Curioso il particolare di essere stato l’Albanzani il tenutario della collezione libraria del Petrarca – un vero onore voluto dallo stesso immortale letterato – e assai più curioso il dettaglio seguente: Petrarca stesso, invitando il Boccaccio a seguirlo a Venezia per sfuggire ad una pestilenza dell’epoca, dice di possedere stanza proprio con Donato del Casentino, e ciò con indubbio orgoglio e per invogliare l’autore del Decamerone a levar le tende da una città divenuta pericolosa.
Il periodo veneziano, per Donato da Pratovecchio, fu importante e contribuì a farlo divenire probabilmente uno dei più grandi grammatici, retori ed eruditi del Trecento italico. Insegnante così importante da essere reclamato a corte dai potenti.
Nel 1382 Donato risulta infatti a Ferrara, dove si stabilì definitivamente: lì fu precettore del figlio di Alberto V d’Este, Niccolò III (ancora in documenti del 1392). Così lo ricorda il monaco ottocentesco di cui sopra: “La fama, di Donato spiegava ampio volo per l’Italia sì che fu chiamato in Ferrara alla istruzione di Niccolò d’Este, che fu poi Signore di quelle città”
Ma non mancò perfino una rilevante carica politica. Nel 1398, quando Francesco Novello da Carrara, suocero di Niccolò, intervenne a sciogliere e sostituire il Consiglio di Reggenza, Donato del Casentino fu scelto alla carica di referendario al posto dell’amico Bartolomeo della Mella (cfr. Salutati, Epist. X, 23, vol. III, pp. 323 ss.). Era ancor vivo nel 1411 quando scrisse, a Ferrara, un secondo personale testamento.

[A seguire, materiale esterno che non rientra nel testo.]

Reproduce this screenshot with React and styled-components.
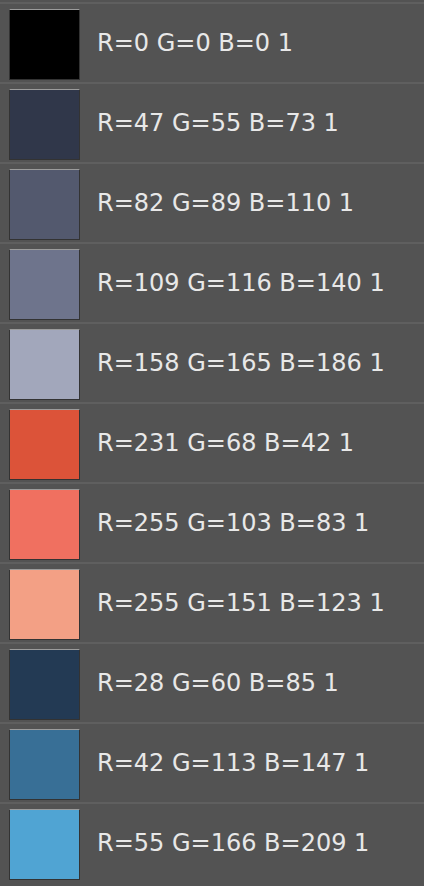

Nel periodo ferrarese Donato del Casentino compose l’opera sua più importante, ancora oggi rintracciabile, la traduzione dal latino di un celebre testo Boccacciano “De claris mulieribus” cioè – come tradusse Donato – “Le donne famose”. Ecco, per curiosità, l’antica intestazione della suddetta opera: “Finito libro de famose donne compilado per messer Zuane Boccaccio ad petition della famosissima Reina Zuana de Puglia. Poi traslatado in idioma volgar per maestro Donato di Casentino al magnifico Marchese Niccolò d’Este principe e signor di Ferrara”.
Terminando questi cenni biografici, non si può non tramandare una indubbia bizzarria. Se è vero che Donato del Casentino fu famoso nei letterari e politici campi, non meno riconosciuto fu per la sua povertà materiale! Le sue condizioni economiche non furono molto floride: “pauper, sed honestus homo” lo dice il Boccaccio (Gen. XV, 13); il Petrarca, non sappiamo in quale occasione, dovette perfino…fargli un prestito, alla cui restituzione rinunciò poi nel personale testamento.
Un indubbio quanto triste esempio di come anche nel Trecento l’arte dell’ingegno poco servisse ad attecchire il pranzo con la cena!